▶ SHORT PROBLEM:
Leave out the pictures and repeat the rest of the material exactly.

▶ RECORDED INFORMATION:
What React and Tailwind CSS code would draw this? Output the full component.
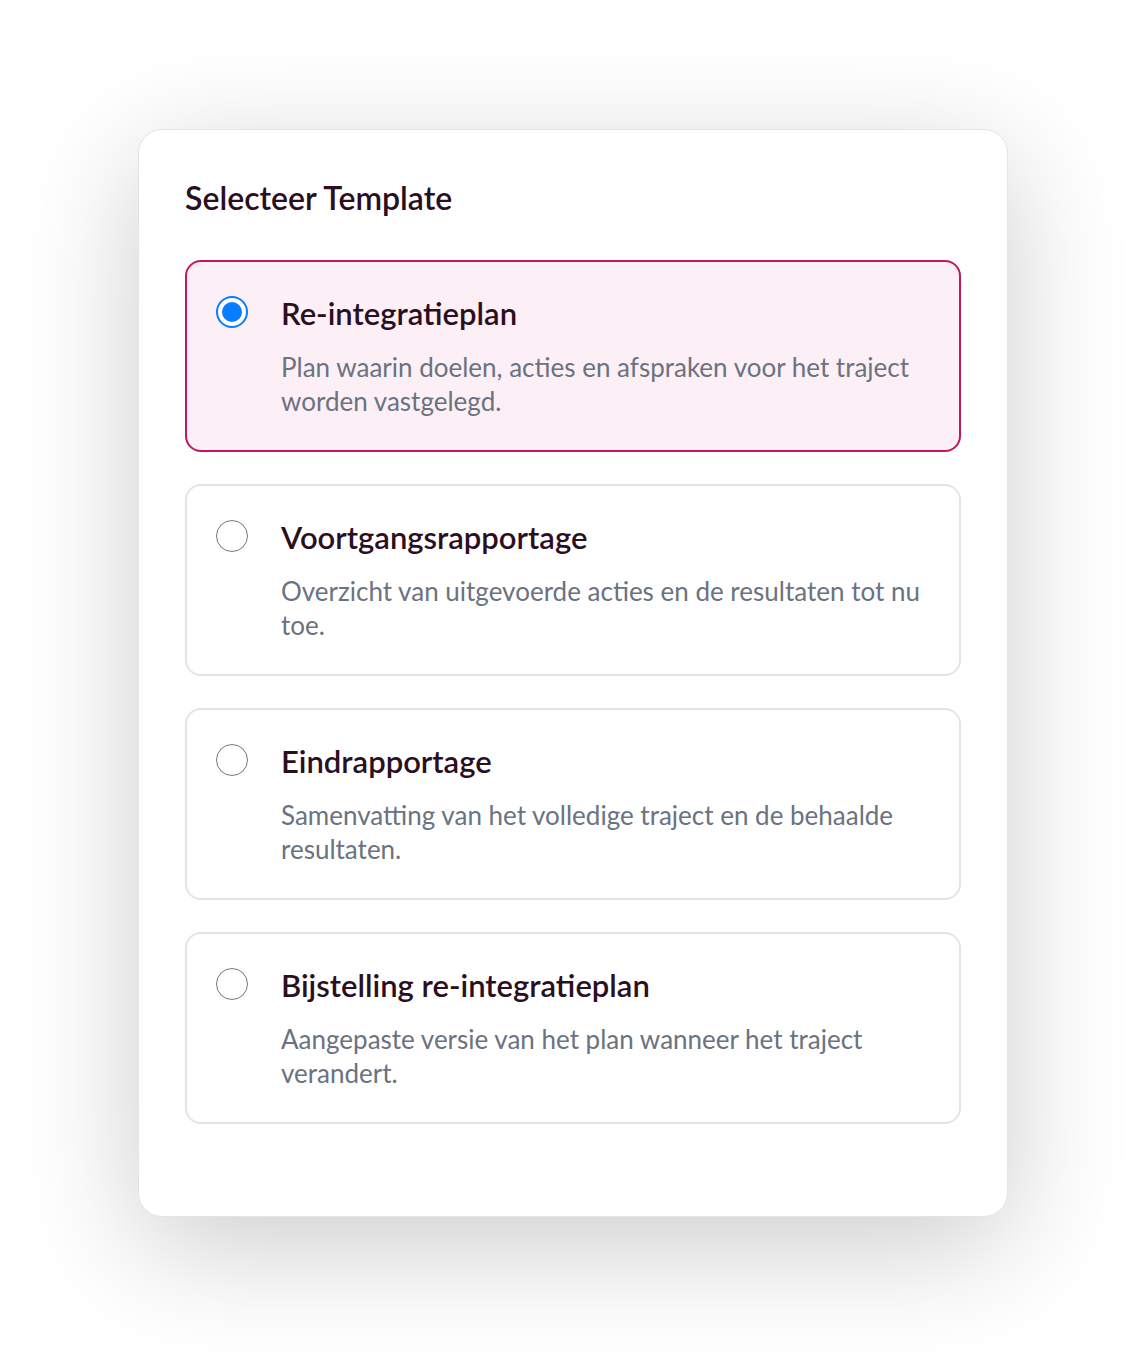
import React, { useState } from 'react';

const templates = [
  {
    id: 'reintegratie',
    title: 'Re-integratieplan',
    description: 'Plan waarin doelen, acties en afspraken voor het traject worden vastgelegd.',
  },
  {
    id: 'voortgang',
    title: 'Voortgangsrapportage',
    description: 'Overzicht van uitgevoerde acties en de resultaten tot nu toe.',
  },
  {
    id: 'eind',
    title: 'Eindrapportage',
    description: 'Samenvatting van het volledige traject en de behaalde resultaten.',
  },
  {
    id: 'bijstelling',
    title: 'Bijstelling re-integratieplan',
    description: 'Aangepaste versie van het plan wanneer het traject verandert.',
  },
];

const Radio = ({ checked }) =>
  checked ? (
    <span className="mt-[2px] flex h-8 w-8 shrink-0 items-center justify-center rounded-full border-2 border-[#0a7cff] bg-white">
      <span className="h-5 w-5 rounded-full bg-[#0a7cff]" />
    </span>
  ) : (
    <span className="mt-[2px] h-8 w-8 shrink-0 rounded-full border-[1.5px] border-[#777777] bg-white" />
  );

export default function App() {
  const [selected, setSelected] = useState('reintegratie');

  return (
    <div
      className="min-h-screen bg-white pt-[129px]"
      style={{ fontFamily: 'Lato, "Noto Sans", sans-serif' }}
    >
      <div className="mx-auto w-[870px] rounded-[24px] border border-[#e4e4e7] bg-white px-[46px] pt-12 pb-[92px] shadow-[0_30px_120px_rgba(0,0,0,0.2)]">
        <h2 className="mb-[42px] text-[32px] leading-10 font-semibold text-[#2b0f1f]">Selecteer Template</h2>

        <div className="flex flex-col gap-[32px]">
          {templates.map((t) => {
            const isActive = selected === t.id;
            return (
              <button
                key={t.id}
                type="button"
                onClick={() => setSelected(t.id)}
                className={`flex items-start gap-[33px] rounded-[16px] border-2 pt-[32px] pr-[30px] pb-[32px] pl-[29px] text-left ${
                  isActive ? 'border-[#c2185b] bg-[#fcf0f6]' : 'border-[#e4e4e7] bg-white'
                }`}
              >
                <Radio checked={isActive} />
                <div className="flex-1">
                  <div className="text-[31px] leading-[38px] font-semibold text-[#2b0f1f]">{t.title}</div>
                  <p className="mt-[18px] text-[26px] leading-[34px] text-[#6b7280]">{t.description}</p>
                </div>
              </button>
            );
          })}
        </div>
      </div>
    </div>
  );
}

▶ CORRECT RESPONSE:
What React and Tailwind CSS code would draw this? Output the full component.
import React, { useState } from 'react';

const templates = [
  {
    id: 'reintegratie',
    title: 'Re-integratieplan',
    description: 'Plan waarin doelen, acties en afspraken voor het traject worden vastgelegd.',
  },
  {
    id: 'voortgang',
    title: 'Voortgangsrapportage',
    description: 'Overzicht van uitgevoerde acties en de resultaten tot nu toe.',
  },
  {
    id: 'eind',
    title: 'Eindrapportage',
    description: 'Samenvatting van het volledige traject en de behaalde resultaten.',
  },
  {
    id: 'bijstelling',
    title: 'Bijstelling re-integratieplan',
    description: 'Aangepaste versie van het plan wanneer het traject verandert.',
  },
];

const Radio = ({ checked }) =>
  checked ? (
    <span className="mt-[2px] flex h-8 w-8 shrink-0 items-center justify-center rounded-full border-2 border-[#0a7cff] bg-white">
      <span className="h-5 w-5 rounded-full bg-[#0a7cff]" />
    </span>
  ) : (
    <span className="mt-[2px] h-8 w-8 shrink-0 rounded-full border-[1.5px] border-[#777777] bg-white" />
  );

export default function App() {
  const [selected, setSelected] = useState('reintegratie');

  return (
    <div
      className="min-h-screen bg-white pt-[129px]"
      style={{ fontFamily: 'Lato, "Noto Sans", sans-serif' }}
    >
      <div className="mx-auto w-[870px] rounded-[24px] border border-[#e4e4e7] bg-white px-[46px] pt-12 pb-[92px] shadow-[0_30px_120px_rgba(0,0,0,0.2)]">
        <h2 className="mb-[42px] text-[32px] leading-10 font-semibold text-[#2b0f1f]">Selecteer Template</h2>

        <div className="flex flex-col gap-[32px]">
          {templates.map((t) => {
            const isActive = selected === t.id;
            return (
              <button
                key={t.id}
                type="button"
                onClick={() => setSelected(t.id)}
                className={`flex items-start gap-[33px] rounded-[16px] border-2 pt-[32px] pr-[30px] pb-[32px] pl-[29px] text-left ${
                  isActive ? 'border-[#c2185b] bg-[#fcf0f6]' : 'border-[#e4e4e7] bg-white'
                }`}
              >
                <Radio checked={isActive} />
                <div className="flex-1">
                  <div className="text-[31px] leading-[38px] font-semibold text-[#2b0f1f]">{t.title}</div>
                  <p className="mt-[18px] text-[26px] leading-[34px] text-[#6b7280]">{t.description}</p>
                </div>
              </button>
            );
          })}
        </div>
      </div>
    </div>
  );
}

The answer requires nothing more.